WHAT YOU NEED TO DO:
Identify and copy all lines of the material where the string "page" is found.

>> BEGIN TASK INPUT

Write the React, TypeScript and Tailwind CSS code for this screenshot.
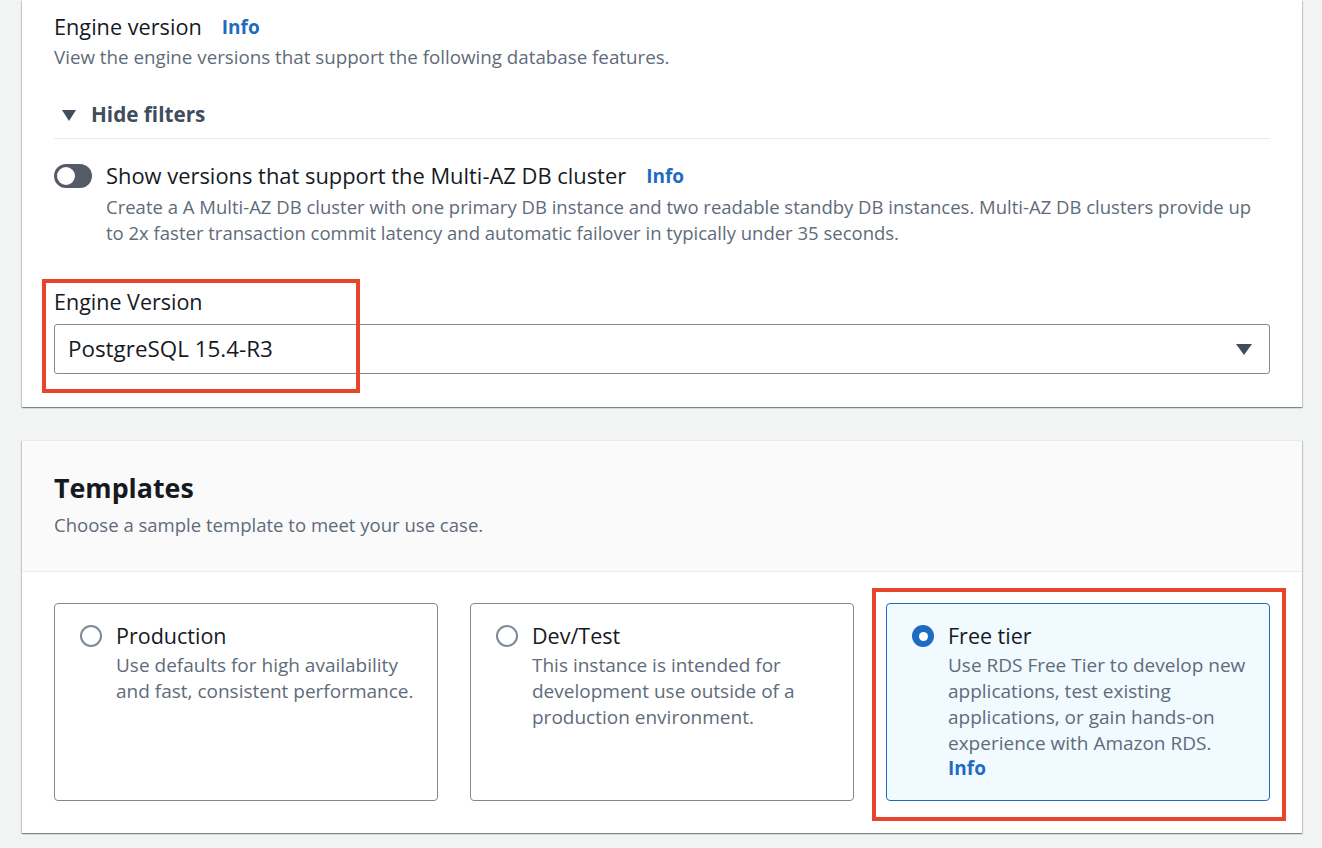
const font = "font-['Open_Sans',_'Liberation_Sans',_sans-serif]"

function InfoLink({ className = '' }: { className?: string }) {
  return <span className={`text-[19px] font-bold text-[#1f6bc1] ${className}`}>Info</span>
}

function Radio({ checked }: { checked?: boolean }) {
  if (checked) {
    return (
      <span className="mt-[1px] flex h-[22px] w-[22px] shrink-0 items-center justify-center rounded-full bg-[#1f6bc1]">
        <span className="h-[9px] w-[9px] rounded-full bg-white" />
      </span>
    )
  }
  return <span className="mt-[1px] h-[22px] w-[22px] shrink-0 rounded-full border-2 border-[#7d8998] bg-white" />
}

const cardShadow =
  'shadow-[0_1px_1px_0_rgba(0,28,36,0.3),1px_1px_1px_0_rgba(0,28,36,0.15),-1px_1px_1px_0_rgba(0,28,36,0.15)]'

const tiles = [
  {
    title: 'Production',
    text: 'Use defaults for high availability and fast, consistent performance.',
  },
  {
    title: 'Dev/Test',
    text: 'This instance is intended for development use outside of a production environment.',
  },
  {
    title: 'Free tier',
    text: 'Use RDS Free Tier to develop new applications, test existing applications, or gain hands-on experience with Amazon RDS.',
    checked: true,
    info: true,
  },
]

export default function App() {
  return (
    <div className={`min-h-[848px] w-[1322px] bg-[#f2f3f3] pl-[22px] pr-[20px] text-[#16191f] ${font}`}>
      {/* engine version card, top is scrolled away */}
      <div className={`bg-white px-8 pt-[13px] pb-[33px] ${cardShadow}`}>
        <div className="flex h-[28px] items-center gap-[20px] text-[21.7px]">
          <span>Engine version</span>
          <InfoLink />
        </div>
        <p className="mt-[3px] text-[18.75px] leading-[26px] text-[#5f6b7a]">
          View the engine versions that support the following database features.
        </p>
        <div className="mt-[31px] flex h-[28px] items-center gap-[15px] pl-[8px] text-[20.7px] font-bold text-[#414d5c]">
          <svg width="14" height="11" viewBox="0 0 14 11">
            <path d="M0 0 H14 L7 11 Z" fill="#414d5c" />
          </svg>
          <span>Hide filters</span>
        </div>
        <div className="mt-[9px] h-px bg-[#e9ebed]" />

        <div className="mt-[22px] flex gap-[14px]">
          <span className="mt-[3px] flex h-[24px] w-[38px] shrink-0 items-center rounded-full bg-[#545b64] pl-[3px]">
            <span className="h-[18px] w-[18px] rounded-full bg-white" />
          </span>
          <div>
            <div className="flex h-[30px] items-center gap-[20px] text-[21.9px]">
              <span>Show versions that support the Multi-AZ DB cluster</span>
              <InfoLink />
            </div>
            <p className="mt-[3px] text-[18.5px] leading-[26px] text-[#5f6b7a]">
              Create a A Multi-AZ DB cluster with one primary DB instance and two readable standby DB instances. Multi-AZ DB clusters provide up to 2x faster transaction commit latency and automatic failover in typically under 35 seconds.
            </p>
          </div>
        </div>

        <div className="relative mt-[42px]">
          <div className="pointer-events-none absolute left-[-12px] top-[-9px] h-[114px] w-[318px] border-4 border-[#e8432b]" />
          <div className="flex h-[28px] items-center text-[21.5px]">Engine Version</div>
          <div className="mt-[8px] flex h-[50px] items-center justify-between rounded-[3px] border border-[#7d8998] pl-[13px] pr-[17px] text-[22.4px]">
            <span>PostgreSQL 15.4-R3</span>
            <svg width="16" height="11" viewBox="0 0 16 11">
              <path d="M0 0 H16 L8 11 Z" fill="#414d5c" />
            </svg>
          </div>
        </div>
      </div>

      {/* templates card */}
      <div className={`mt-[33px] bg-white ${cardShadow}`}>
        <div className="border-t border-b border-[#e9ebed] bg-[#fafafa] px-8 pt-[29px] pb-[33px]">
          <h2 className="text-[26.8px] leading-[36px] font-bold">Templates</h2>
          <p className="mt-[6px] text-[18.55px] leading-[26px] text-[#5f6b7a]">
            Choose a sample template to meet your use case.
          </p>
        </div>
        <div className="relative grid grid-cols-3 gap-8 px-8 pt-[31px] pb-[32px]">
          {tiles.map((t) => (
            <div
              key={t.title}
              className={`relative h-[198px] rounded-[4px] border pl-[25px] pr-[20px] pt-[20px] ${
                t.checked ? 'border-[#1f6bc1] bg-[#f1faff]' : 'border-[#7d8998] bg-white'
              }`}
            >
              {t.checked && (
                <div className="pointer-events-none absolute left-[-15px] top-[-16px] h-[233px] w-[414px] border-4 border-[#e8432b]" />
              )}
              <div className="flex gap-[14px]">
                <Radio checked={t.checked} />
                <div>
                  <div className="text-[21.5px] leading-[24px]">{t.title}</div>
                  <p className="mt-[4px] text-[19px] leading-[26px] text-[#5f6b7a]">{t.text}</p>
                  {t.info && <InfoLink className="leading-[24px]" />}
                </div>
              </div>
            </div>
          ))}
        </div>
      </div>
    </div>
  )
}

>> END TASK INPUT
>> BEGIN TASK INPUT

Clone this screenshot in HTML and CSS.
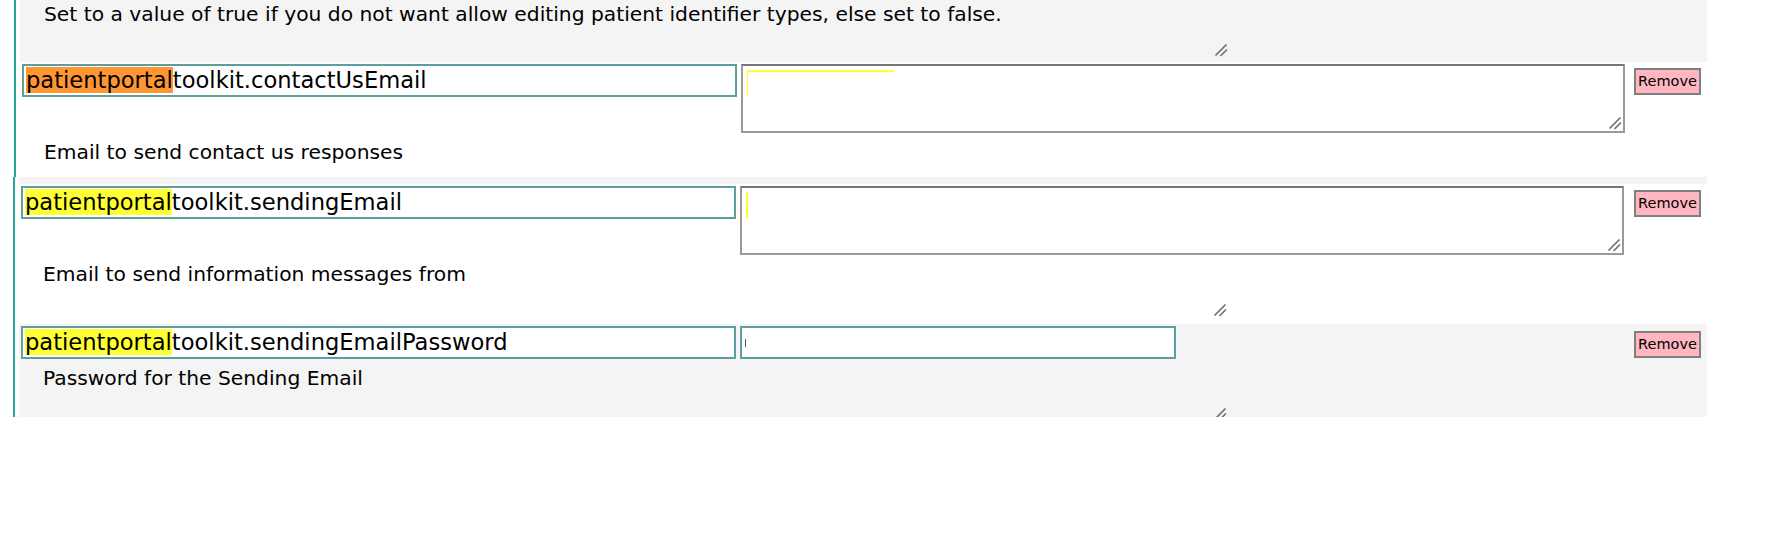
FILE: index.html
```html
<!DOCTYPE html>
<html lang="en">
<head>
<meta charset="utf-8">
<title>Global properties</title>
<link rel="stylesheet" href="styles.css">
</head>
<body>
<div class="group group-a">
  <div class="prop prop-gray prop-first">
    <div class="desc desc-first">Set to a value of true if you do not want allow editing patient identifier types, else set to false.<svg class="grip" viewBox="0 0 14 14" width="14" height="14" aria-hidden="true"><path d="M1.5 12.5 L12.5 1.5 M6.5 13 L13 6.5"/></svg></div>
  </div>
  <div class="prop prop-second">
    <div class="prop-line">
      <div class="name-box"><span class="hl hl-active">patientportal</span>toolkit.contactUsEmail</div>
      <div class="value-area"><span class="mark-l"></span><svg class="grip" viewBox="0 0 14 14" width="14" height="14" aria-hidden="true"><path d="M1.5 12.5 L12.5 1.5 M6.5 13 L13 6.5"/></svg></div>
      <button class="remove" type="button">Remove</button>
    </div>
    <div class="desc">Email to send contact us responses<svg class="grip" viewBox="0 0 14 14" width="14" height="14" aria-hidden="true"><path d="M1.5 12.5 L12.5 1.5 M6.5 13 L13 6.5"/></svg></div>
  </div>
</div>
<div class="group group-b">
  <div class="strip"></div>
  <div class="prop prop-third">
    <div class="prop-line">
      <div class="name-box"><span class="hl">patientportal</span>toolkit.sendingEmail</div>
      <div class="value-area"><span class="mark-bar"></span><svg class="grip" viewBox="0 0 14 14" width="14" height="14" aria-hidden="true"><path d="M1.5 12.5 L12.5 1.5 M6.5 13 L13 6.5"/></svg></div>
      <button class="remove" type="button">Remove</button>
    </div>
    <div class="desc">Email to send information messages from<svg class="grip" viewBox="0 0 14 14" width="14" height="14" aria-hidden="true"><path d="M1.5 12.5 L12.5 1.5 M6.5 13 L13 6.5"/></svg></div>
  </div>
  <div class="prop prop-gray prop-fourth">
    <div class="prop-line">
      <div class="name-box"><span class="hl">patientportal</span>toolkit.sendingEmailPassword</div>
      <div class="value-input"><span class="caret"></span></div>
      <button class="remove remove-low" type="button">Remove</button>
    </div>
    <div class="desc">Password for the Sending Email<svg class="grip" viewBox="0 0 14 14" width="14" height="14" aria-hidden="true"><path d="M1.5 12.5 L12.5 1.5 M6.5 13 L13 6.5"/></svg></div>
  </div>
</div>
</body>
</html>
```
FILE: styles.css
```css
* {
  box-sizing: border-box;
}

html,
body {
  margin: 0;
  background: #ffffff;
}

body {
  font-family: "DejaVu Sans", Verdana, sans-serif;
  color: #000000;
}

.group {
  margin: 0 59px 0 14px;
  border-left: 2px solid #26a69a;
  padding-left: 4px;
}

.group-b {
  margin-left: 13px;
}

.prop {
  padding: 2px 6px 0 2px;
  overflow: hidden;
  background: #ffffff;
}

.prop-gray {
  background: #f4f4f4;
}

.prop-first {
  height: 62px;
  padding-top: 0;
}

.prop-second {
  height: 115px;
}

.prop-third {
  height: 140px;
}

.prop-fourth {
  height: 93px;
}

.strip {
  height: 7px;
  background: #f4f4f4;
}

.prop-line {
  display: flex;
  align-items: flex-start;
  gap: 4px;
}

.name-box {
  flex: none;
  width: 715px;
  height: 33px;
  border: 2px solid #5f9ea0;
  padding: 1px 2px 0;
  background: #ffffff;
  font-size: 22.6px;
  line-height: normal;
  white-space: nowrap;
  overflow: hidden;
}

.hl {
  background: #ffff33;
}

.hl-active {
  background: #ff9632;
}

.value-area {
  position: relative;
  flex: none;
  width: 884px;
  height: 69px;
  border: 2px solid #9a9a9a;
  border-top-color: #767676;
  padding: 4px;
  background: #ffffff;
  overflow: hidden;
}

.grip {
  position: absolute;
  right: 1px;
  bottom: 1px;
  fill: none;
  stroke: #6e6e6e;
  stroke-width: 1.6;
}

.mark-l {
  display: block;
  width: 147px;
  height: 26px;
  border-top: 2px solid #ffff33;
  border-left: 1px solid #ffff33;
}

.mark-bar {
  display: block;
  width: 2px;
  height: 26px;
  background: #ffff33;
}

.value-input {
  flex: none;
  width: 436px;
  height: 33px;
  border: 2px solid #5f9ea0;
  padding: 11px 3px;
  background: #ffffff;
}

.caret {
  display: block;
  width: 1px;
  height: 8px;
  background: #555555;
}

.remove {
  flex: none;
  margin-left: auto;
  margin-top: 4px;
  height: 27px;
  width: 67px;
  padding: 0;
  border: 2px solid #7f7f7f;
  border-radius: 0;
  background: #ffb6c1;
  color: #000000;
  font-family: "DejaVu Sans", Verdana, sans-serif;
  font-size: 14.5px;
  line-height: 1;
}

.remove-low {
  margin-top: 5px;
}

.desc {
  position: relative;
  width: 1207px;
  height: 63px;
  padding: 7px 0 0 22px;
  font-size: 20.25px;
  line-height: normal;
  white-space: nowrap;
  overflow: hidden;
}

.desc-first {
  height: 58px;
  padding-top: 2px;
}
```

>> END TASK INPUT
>> BEGIN TASK INPUT

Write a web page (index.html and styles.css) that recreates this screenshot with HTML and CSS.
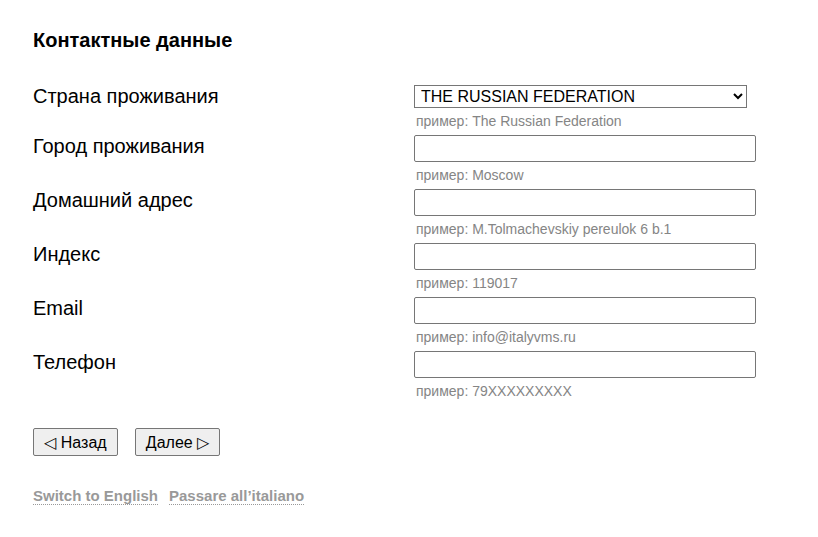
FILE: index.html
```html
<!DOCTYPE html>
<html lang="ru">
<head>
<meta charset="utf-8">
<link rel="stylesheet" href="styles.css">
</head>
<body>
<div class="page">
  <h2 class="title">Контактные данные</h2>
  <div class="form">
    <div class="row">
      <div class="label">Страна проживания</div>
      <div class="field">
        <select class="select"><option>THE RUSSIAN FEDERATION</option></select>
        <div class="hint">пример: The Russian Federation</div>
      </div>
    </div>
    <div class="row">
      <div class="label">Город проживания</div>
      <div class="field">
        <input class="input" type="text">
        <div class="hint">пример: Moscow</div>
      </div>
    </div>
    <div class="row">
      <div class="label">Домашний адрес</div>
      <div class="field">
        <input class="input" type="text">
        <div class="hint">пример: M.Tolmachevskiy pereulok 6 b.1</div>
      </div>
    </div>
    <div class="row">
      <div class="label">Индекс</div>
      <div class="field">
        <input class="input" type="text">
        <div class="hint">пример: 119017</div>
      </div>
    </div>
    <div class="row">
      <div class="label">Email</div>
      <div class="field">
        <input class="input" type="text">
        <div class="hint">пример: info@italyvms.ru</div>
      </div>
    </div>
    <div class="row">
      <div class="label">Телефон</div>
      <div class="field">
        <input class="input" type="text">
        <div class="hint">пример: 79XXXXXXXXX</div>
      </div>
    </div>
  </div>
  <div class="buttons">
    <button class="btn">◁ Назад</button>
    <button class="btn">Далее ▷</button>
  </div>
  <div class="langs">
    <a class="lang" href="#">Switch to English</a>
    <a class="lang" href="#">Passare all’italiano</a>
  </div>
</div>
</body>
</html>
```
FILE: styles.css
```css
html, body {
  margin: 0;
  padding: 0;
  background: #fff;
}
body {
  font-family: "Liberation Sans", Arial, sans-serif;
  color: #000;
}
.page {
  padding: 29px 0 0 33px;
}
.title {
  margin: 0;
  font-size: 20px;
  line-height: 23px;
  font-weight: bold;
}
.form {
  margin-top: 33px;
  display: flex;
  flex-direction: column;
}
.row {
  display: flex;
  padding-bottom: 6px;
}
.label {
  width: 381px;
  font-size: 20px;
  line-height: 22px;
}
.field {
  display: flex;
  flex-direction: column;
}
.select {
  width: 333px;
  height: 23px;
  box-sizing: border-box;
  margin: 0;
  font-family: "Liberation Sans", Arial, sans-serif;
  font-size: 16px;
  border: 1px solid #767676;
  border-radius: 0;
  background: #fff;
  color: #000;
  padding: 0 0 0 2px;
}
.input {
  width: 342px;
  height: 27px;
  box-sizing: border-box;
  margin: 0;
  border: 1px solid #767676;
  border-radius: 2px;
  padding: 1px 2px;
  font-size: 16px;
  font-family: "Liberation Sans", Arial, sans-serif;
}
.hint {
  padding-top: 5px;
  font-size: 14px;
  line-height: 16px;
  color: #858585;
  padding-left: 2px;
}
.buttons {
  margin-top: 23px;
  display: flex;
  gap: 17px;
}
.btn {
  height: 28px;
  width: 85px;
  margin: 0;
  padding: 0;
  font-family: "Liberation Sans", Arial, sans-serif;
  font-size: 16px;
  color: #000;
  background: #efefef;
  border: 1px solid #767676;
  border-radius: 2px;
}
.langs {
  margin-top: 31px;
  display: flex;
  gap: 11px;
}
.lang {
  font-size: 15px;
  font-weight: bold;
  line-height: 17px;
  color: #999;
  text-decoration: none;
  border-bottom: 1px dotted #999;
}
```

>> END TASK INPUT

SOLUTION TO THIS TASK:
Write a web page (index.html and styles.css) that recreates this screenshot with HTML and CSS.
<div class="page">
.page {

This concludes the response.